Nevertheless, GW fans aren't front-runners. They never boo, and do give support even in the last seconds of a defeat.
McDonough - old, cramped, beautiless, but intense - is the antithesis of Smith Center.
GU fans have the fever, no question. And they have developed a surly streak. Harsh signs deck the walls, refs' ears turn red, even GU subs get ovations. It all helps. McDonough isn't a pit . . . yet. But GU was 15-0 this season in its little hostile Hoyaville.
Cole Field House generates more excitement and home-court advantage before the opening tip than both Smith and McDonough do in a whole game. Cole is 100 percent big time; nothing else in town is remotely close.
Mary's monster facility/and the doings inside it are huge, loud, exciting, sexy, sometimes uncouth. Sportsmanship is a word that gets a laugh.

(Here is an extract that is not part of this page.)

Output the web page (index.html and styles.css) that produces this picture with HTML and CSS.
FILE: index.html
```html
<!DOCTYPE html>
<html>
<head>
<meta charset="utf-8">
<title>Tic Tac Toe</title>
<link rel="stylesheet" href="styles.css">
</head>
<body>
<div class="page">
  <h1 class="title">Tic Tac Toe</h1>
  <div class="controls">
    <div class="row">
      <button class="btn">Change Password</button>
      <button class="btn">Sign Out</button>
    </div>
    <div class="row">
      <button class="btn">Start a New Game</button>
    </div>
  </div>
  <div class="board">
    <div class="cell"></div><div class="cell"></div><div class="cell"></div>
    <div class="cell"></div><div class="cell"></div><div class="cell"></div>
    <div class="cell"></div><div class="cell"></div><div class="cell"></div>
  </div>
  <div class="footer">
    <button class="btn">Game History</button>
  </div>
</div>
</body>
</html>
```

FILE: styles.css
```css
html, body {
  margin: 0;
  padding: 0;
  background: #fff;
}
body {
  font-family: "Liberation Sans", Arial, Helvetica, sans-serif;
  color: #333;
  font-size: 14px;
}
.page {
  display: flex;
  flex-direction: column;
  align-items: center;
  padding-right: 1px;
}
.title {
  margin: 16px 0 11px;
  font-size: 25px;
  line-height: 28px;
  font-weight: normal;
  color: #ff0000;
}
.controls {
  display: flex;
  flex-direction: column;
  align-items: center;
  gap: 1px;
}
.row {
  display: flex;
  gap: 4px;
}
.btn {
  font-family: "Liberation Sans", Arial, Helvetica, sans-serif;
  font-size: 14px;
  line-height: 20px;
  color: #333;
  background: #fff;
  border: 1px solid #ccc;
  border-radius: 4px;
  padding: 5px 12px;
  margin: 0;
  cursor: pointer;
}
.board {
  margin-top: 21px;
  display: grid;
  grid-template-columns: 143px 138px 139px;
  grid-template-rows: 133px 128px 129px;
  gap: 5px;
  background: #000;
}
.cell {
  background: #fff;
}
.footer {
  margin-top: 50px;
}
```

Maryland basketball fans are the prototypical spoiled front-runners. With 30 seconds left in the Virginia game and Maryland behind by only six points, almost 10,000 people had left.
When the public address announcer asked the fans for "one final big cheer for the Terps who have given us so many thrills this year", the building was as quiet as if the announcer had asked for a moment of silence.
Nevertheless in midgame, the Terp fans are fierce. After all, a good definition of optimism might be 15,000 people urging the '77-'78 Terps to play "Defense."
Even if hundreds stand up at Smith, thousands at McDonough and 10,000 at Cole, one common denominator links them: the freedom from inhibition provided by a mask.
Watch the GU bulldog, the suffering AU Eagle, or the Maryland flag corps strut their stuff. A natural sense of comedy, of drama, of wringing all the excitement from a delicious moment connects them all. Perhaps for the only times in their lives they are truly performers.
And in the crowd that same release of emotion surges to the surface without the help of any stimulant, any loss of awareness.
Edward Bennett Williams grabs his temples in mock dismay. Pearl Bailey waves those arms and screams.
"Why, you're the same bum who robbed us at Georgetown!" bellows a GW fan at a ref.
It is only an illusion that the players are the lone actors, that the real fun is only on the court.